Dear Friends,

Last Thursday it was a privilege to be at Craighead Diocesan School for their prize-giving in the morning and leavers’ ball in the evening—the last such events for their retiring Principal, Ms Lindy Graham. It has been an absolute pleasure to work with Lindy through the past 10 years and I wish her and her husband John well for the next chapter of their lives.

On Friday evening, Teresa and I were present for the Laidlaw College graduation, supporting our daughter Alice who has completed her Bachelor of Theology degree. It was a delight, however, to also be there to share celebrations for members of our wider Diocesan family who also graduated. I congratulate the following on their achievements: the Reverend Carolyn Swift (Diploma of Christian Studies); Kathryn Fee, Samuel Fee (Bachelor of Counselling); Jay Brantley, Bethany Smith, Jamie Somerville (Bachelor of Theology); Anne Shave, and Rowena Stevenson (Postgraduate Certificate in Theology (Ministry Supervision).

On Sunday morning the Reverend Cameron Pickering was installed in the Transitional Cathedral as a new Canon of our Cathedral (replacing Ben Truman). Later that day, Teresa and I were at St Paul’s Church, Glenmark, with around 60 others, including the Reverend Dr Elspeth Wingham, Priest-in-Charge of Glenmark-Waikari and Archdeacon Dawn Baldwin (North Canterbury) for the re-dedication of St Paul’s Church, Glenmark. It was wonderful to be in this now safe, reinstated church. Much work remains to be done to fully restore the church (e.g. plastering its walls) but it is exciting that worship services and other community events will be able to be held in St Paul’s again.

Carol Services are a feature of this season. Tonight, all are welcome to the City Mission Carol Service, 7pm at the Transitional Cathedral. Also welcome to all for the annual Cathedral Christmas Carol service on Sunday, 17 December at 7pm—this service is always a highlight of the choral year at the Transitional Cathedral.

There is plenty of good reading in our latest Anglican Life e-magazine (e-format only for this Advent/Christmas publication. Please head to our website to read your copy!

Orders for the 2024 Theology House Lenten studies, A Future of Hope: Answering the Call to Love our Neighbour, are being received. Lent starts early in 2024: Ash Wednesday is 14 February. Details re costs and how to order are at Theology House.

Elsewhere in e-Life we are advertising two “save the dates” for the beginning of our Anglican Campaign—fundraising for the Cathedral Reinstatement Project—in February, 2024. To complete the rising again of our Cathedral in the Square we will need your help. I look forward to meeting with Anglicans from throughout the Diocese at either of the two events. Subsequent to that beginning, there will be communication with all worshipping Anglicans in our Diocese.
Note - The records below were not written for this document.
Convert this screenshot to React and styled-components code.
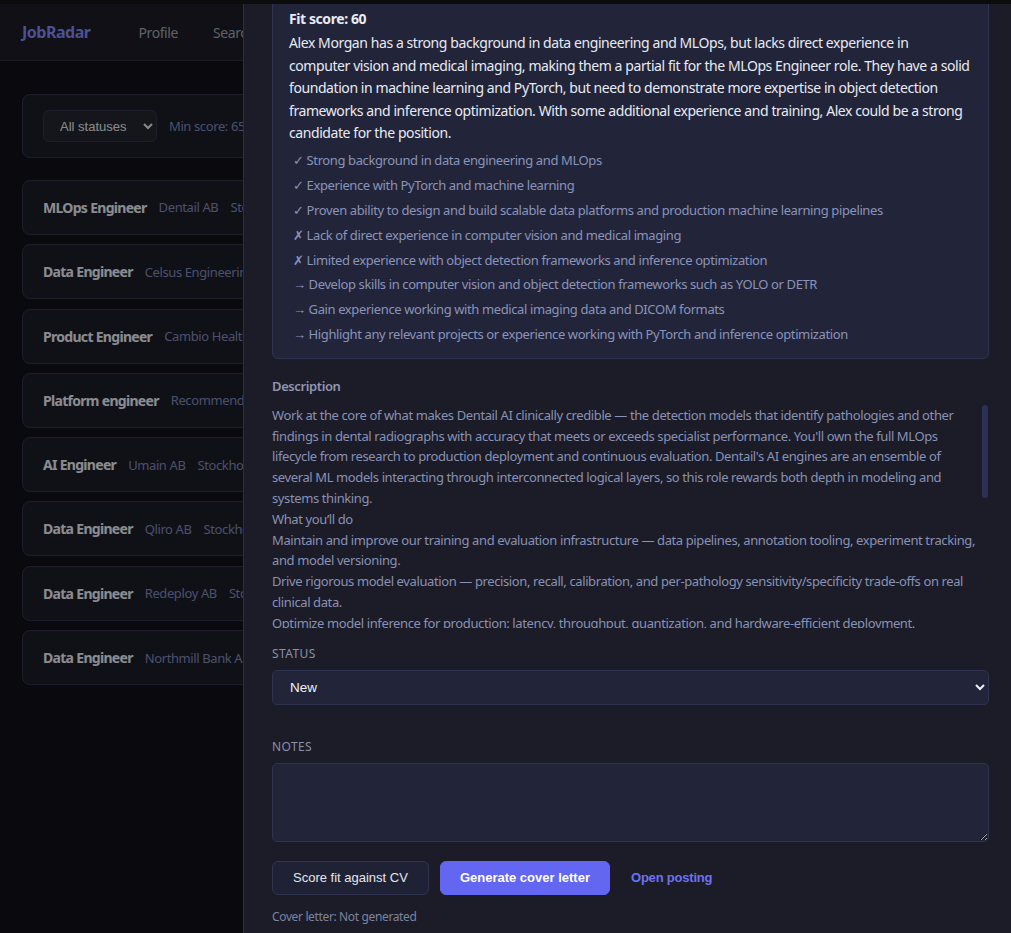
import React, { useLayoutEffect, useRef } from "react";
import styled, { createGlobalStyle } from "styled-components";

const GlobalStyle = createGlobalStyle`
  html, body {
    margin: 0;
    background: #111118;
    color: #e5e7eb;
    font-family: "Noto Sans", "Open Sans", sans-serif;
    color-scheme: dark;
  }
  body {
    border-top: 4px solid #141416;
  }
  * {
    box-sizing: border-box;
    letter-spacing: -0.03em;
  }
`;

const Nav = styled.header`
  height: 57px;
  display: flex;
  align-items: center;
  gap: 35px;
  padding: 0 22px;
  background: #1c1c25;
  border-bottom: 1px solid #2c2e3c;
`;

const Brand = styled.div`
  font-weight: 700;
  font-size: 16px;
  color: #7f88f0;
  margin-right: 13px;
`;

const NavLink = styled.a`
  font-size: 14px;
  color: #9ca3af;
  text-decoration: none;
`;

const Main = styled.main`
  padding: 33px 22px;
  display: flex;
  flex-direction: column;
  gap: 9.3px;
`;

const FilterBar = styled.div`
  display: flex;
  align-items: center;
  gap: 12px;
  height: 64px;
  padding: 0 20px;
  margin-bottom: 12.7px;
  background: #1c1d26;
  border: 1px solid #30334a;
  border-radius: 8px;
`;

const FilterSelect = styled.select`
  width: 114px;
  height: 32px;
  padding: 0 10px 0 12px;
  font-family: "Liberation Sans", Arial, sans-serif;
  font-size: 13px;
  letter-spacing: normal;
  color: #e5e7eb;
  background: #23252f;
  border: 1px solid #30334a;
  border-radius: 6px;
`;

const Muted = styled.span`
  font-size: 13px;
  color: #7c86b8;
  white-space: nowrap;
`;

const JobRow = styled.div`
  height: 55px;
  display: flex;
  align-items: center;
  gap: 12px;
  padding: 0 20px;
  background: #1c1d26;
  border: 1px solid #30334a;
  border-radius: 8px;
  white-space: nowrap;
  overflow: hidden;
`;

const JobTitle = styled.span`
  font-weight: 700;
  font-size: 14px;
  letter-spacing: -0.05em;
  color: #e8eaf2;
`;

const Backdrop = styled.div`
  position: fixed;
  inset: 0;
  background: rgba(0, 0, 0, 0.4);
`;

const Drawer = styled.aside`
  position: fixed;
  top: 4px;
  right: 0;
  bottom: 0;
  width: 768px;
  padding: 0 22px 24px 28px;
  background: #1b1c27;
  border-left: 1px solid #2c2f44;
  overflow-y: auto;
  scrollbar-width: none;
  &::-webkit-scrollbar { display: none; }
`;

const DrawerHead = styled.div`
  padding: 24px 0 20px;
`;

const DrawerTitle = styled.h2`
  margin: 0 0 6px;
  font-size: 20px;
  color: #f1f2f8;
`;

const FitCard = styled.section`
  padding: 16px 16px 13px;
  background: #222539;
  border: 1px solid #2f3350;
  border-radius: 6px;
  color: #e8eaf4;
  font-size: 14px;
  line-height: 22.4px;
`;

const FitScore = styled.div`
  font-weight: 700;
  margin-bottom: 2px;
`;

const Summary = styled.p`
  margin: 0;
`;

const Points = styled.ul`
  list-style: none;
  margin: 6px 0 0;
  padding: 0 0 0 4px;
  font-size: 13px;
  line-height: 20.8px;
  color: #8a93b9;
`;

const Point = styled.li`
  margin-bottom: 4px;
  &:last-child { margin-bottom: 0; }
`;

const Field = styled.div`
  margin-top: ${p => p.$top || 19}px;
`;

const SectionLabel = styled.div`
  font-size: 13px;
  font-weight: 600;
  color: #9096b0;
  line-height: 16px;
  margin-bottom: 11px;
`;

const FieldLabel = styled.div`
  font-size: 12px;
  letter-spacing: 0.4px;
  text-transform: uppercase;
  color: #8a90a8;
  line-height: 14px;
  margin-bottom: 9px;
`;

const DescriptionWrap = styled.div`
  position: relative;
`;

const DescriptionBox = styled.div`
  max-height: 223px;
  overflow-y: auto;
  padding-right: 12px;
  font-size: 13px;
  line-height: 20.8px;
  color: #8991b5;
  white-space: pre-line;
  scrollbar-width: none;
  &::-webkit-scrollbar { display: none; }
`;

const ScrollThumb = styled.div`
  position: absolute;
  top: 0;
  right: 1px;
  width: 6px;
  height: 93px;
  border-radius: 3px;
  background: #2c3052;
`;

const StatusSelect = styled.select`
  width: 100%;
  height: 35px;
  padding: 0 12px 0 13px;
  font-family: "Liberation Sans", Arial, sans-serif;
  font-size: 13.5px;
  letter-spacing: normal;
  color: #eef0f8;
  background: #222539;
  border: 1px solid #2f3350;
  border-radius: 5px;
`;

const Notes = styled.textarea`
  display: block;
  width: 100%;
  height: 79px;
  padding: 10px 12px;
  font-family: "Liberation Sans", Arial, sans-serif;
  font-size: 13px;
  letter-spacing: normal;
  color: #eef0f8;
  background: #222539;
  border: 1px solid #2f3350;
  border-radius: 5px;
`;

const Actions = styled.div`
  display: flex;
  align-items: center;
  gap: 11px;
  margin-top: 19px;
`;

const Button = styled.button`
  height: 34px;
  padding: 0 ${p => (p.$primary ? 19 : 20)}px;
  font-family: "Liberation Sans", Arial, sans-serif;
  font-size: 13px;
  letter-spacing: normal;
  font-weight: ${p => (p.$primary ? 700 : 400)};
  color: ${p => (p.$primary ? "#ffffff" : "#e5e7eb")};
  background: ${p => (p.$primary ? "#6366f1" : "#1f2234")};
  border: 1px solid ${p => (p.$primary ? "#6366f1" : "#2f3350")};
  border-radius: 6px;
`;

const PostingLink = styled.a`
  margin-left: 10px;
  font-family: "Liberation Sans", Arial, sans-serif;
  font-size: 13px;
  letter-spacing: -0.2px;
  font-weight: 700;
  color: #6d72f3;
  text-decoration: none;
`;

const CoverNote = styled.div`
  margin-top: 13px;
  font-size: 12px;
  color: #7c84a0;
`;

const jobs = [
  ["MLOps Engineer", "Dentail AB", "Stockholm"],
  ["Data Engineer", "Celsus Engineering", "Stockholm"],
  ["Product Engineer", "Cambio Healthcare", "Stockholm"],
  ["Platform engineer", "Recommended AB", "Stockholm"],
  ["AI Engineer", "Umain AB", "Stockholm"],
  ["Data Engineer", "Qliro AB", "Stockholm"],
  ["Data Engineer", "Redeploy AB", "Stockholm"],
  ["Data Engineer", "Northmill Bank AB", "Stockholm"],
];

const points = [
  "✓ Strong background in data engineering and MLOps",
  "✓ Experience with PyTorch and machine learning",
  "✓ Proven ability to design and build scalable data platforms and production machine learning pipelines",
  "✗ Lack of direct experience in computer vision and medical imaging",
  "✗ Limited experience with object detection frameworks and inference optimization",
  "→ Develop skills in computer vision and object detection frameworks such as YOLO or DETR",
  "→ Gain experience working with medical imaging data and DICOM formats",
  "→ Highlight any relevant projects or experience working with PyTorch and inference optimization",
];

const description = `Work at the core of what makes Dentail AI clinically credible — the detection models that identify pathologies and other findings in dental radiographs with accuracy that meets or exceeds specialist performance. You'll own the full MLOps lifecycle from research to production deployment and continuous evaluation. Dentail's AI engines are an ensemble of several ML models interacting through interconnected logical layers, so this role rewards both depth in modeling and systems thinking.
What you’ll do
Maintain and improve our training and evaluation infrastructure — data pipelines, annotation tooling, experiment tracking, and model versioning.
Drive rigorous model evaluation — precision, recall, calibration, and per-pathology sensitivity/specificity trade-offs on real clinical data.
Optimize model inference for production: latency, throughput, quantization, and hardware-efficient deployment.
Collaborate with clinicians and product teams to turn research results into reliable features.
What we’re looking for
Several years of experience shipping machine learning systems to production.
Strong Python and PyTorch skills, and experience with object detection architectures.`;

export default function App() {
  const drawerRef = useRef(null);
  const cardRef = useRef(null);

  useLayoutEffect(() => {
    if (drawerRef.current && cardRef.current) {
      drawerRef.current.scrollTop = cardRef.current.offsetTop + 13;
    }
  }, []);

  return (
    <>
      <GlobalStyle />
      <Nav>
        <Brand>JobRadar</Brand>
        <NavLink>Profile</NavLink>
        <NavLink>Search</NavLink>
        <NavLink>Jobs</NavLink>
      </Nav>
      <Main>
        <FilterBar>
          <FilterSelect defaultValue="all">
            <option value="all">All statuses</option>
            <option value="new">New</option>
          </FilterSelect>
          <Muted>Min score: 65</Muted>
        </FilterBar>
        {jobs.map(([title, company, city], i) => (
          <JobRow key={i}>
            <JobTitle>{title}</JobTitle>
            <Muted>{company}</Muted>
            <Muted>{city}</Muted>
          </JobRow>
        ))}
      </Main>
      <Backdrop />
      <Drawer ref={drawerRef}>
        <DrawerHead>
          <DrawerTitle>MLOps Engineer</DrawerTitle>
          <Muted>Dentail AB · Stockholm</Muted>
        </DrawerHead>
        <FitCard ref={cardRef}>
          <FitScore>Fit score: 60</FitScore>
          <Summary>
            Alex Morgan has a strong background in data engineering and MLOps, but lacks direct experience in computer vision and medical imaging, making them a partial fit for the MLOps Engineer role. They have a solid foundation in machine learning and PyTorch, but need to demonstrate more expertise in object detection frameworks and inference optimization. With some additional experience and training, Alex could be a strong candidate for the position.
          </Summary>
          <Points>
            {points.map((p, i) => (
              <Point key={i}>{p}</Point>
            ))}
          </Points>
        </FitCard>
        <Field>
          <SectionLabel>Description</SectionLabel>
          <DescriptionWrap>
            <DescriptionBox>{description}</DescriptionBox>
            <ScrollThumb />
          </DescriptionWrap>
        </Field>
        <Field>
          <FieldLabel>Status</FieldLabel>
          <StatusSelect defaultValue="new">
            <option value="new">New</option>
            <option value="applied">Applied</option>
            <option value="rejected">Rejected</option>
          </StatusSelect>
        </Field>
        <Field $top={35}>
          <FieldLabel>Notes</FieldLabel>
          <Notes />
        </Field>
        <Actions>
          <Button>Score fit against CV</Button>
          <Button $primary>Generate cover letter</Button>
          <PostingLink>Open posting</PostingLink>
        </Actions>
        <CoverNote>Cover letter: Not generated</CoverNote>
      </Drawer>
    </>
  );
}
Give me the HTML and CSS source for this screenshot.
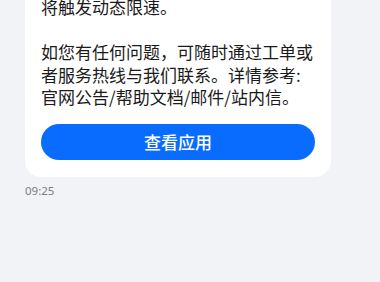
FILE: index.html
```html
<!DOCTYPE html>
<html lang="zh-CN">
<head>
<meta charset="utf-8">
<link rel="stylesheet" href="styles.css">
</head>
<body>
<div class="chat">
  <div class="card">
    <p class="msg">将触发动态限速。</p>
    <p class="msg gap">如您有任何问题，可随时通过工单或者服务热线与我们联系。详情参考:官网公告/帮助文档/邮件/站内信。</p>
    <button class="btn">查看应用</button>
  </div>
  <div class="time">09:25</div>
</div>
</body>
</html>
```
FILE: styles.css
```css
html, body {
  margin: 0;
  padding: 0;
  background: #f1f3f6;
  height: 100%;
}
body {
  font-family: "Noto Sans CJK SC", "Noto Sans", sans-serif;
  overflow: hidden;
}
.chat {
  padding-left: 25px;
}
.card {
  width: 274px;
  margin-top: -20px;
  padding: 16px 16px 17px;
  background: #ffffff;
  border-radius: 16px;
  display: flex;
  flex-direction: column;
}
.msg {
  margin: 0;
  font-size: 17px;
  line-height: 22.6px;
  color: #1a1a1a;
}
.gap {
  margin-top: 22.6px;
}
.btn {
  margin-top: 15px;
  height: 36px;
  border: none;
  border-radius: 18px;
  background: #0a6cff;
  color: #ffffff;
  font-family: "Noto Sans CJK SC", sans-serif;
  font-size: 17px;
  font-weight: 500;
  padding: 0;
}
.time {
  margin-top: 6px;
  font-family: "Noto Sans", sans-serif;
  font-size: 11.5px;
  line-height: 15px;
  color: #7d7d7d;
}
```
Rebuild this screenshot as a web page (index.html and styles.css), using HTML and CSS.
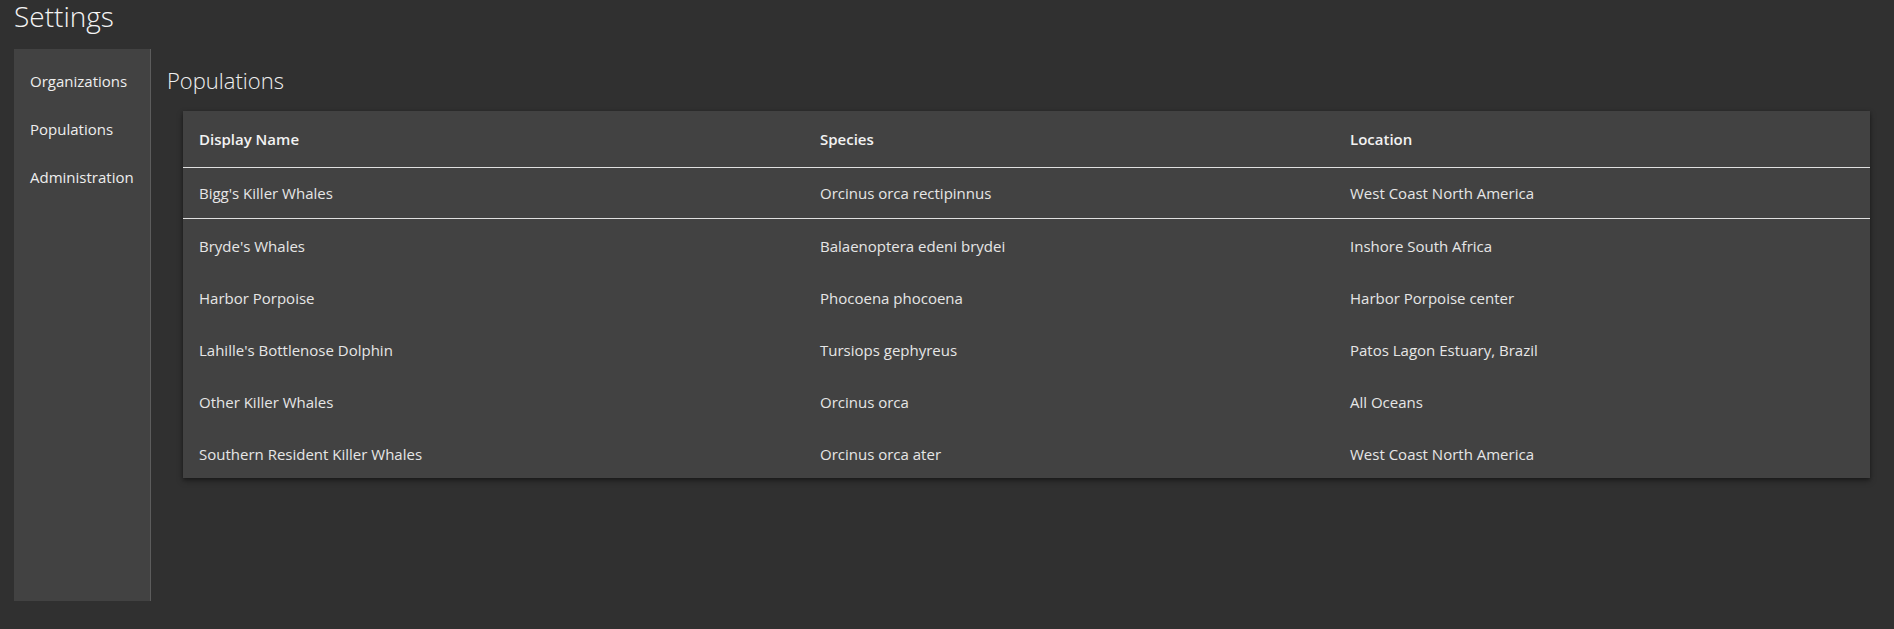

I am delighted and grateful that the Reverend John Sheaf will be interim Priest in Charge of the Parish of Opawa-St Martins from 1 February 2024 till late May 2024.

Our new government was voted into office by a collective majority which felt our previous government was out of touch with Kiwis on a number of matters. An obvious challenge for the new government is to keep in touch with Kiwis on many matters. In just a few weeks in office, signals about Te Reo, Te Tiriti and thus generally about the course of Pākehā-Māori relationships through the next three years, raise a question, in my mind at least, about whether this government is tuned into the concerns of Kiwis that participation of Māori in all the benefits of our society is truly an equal participation. Until statistical measures of that participation improve (e.g. that Pākehā and Māori have equal life expectancy), no government’s work on fulfilment of Te Tiriti’s hopes and promises is done. Signals from the Beehive which effectively diminish the importance of Te Reo in the life of our nation and in particular among Māori are not constructive contributions to achieving full equality between Māori and Pākehā. Conversely, protestors at Te Papa diminishing the importance of the English version of Te Tiriti in our continuing national conversation about the meaning of Te Tiriti do not offer a constructive contribution either.

I was going to avoid saying anything this week about the conflict in Gaza but early this morning I noticed a joint declaration has been made by the Prime Ministers of Australia, Canada and New Zealand. It is a comprehensive statement which presses for peace while recognising certain realities of the immediate past and present of the situation, and it continues to press for the only realistic future: a two-state solution in which Hamas plays no part in governance.

Our Gospel reading this coming Sunday, Advent 3, is John 1:6-8, 19-28. As noted last week, John the Baptist appears and reappears during these Sundays of Advent and then, after Christmas, of Epiphany. This reading may seem a puzzling choice for our lectionary, since it seems to repeat aspects of last week’s gospel reading. But it also stretches last week’s reading, offering more insight into who Jesus Christ is, especially the universal scope of the light Christ brings into the world (v. 9).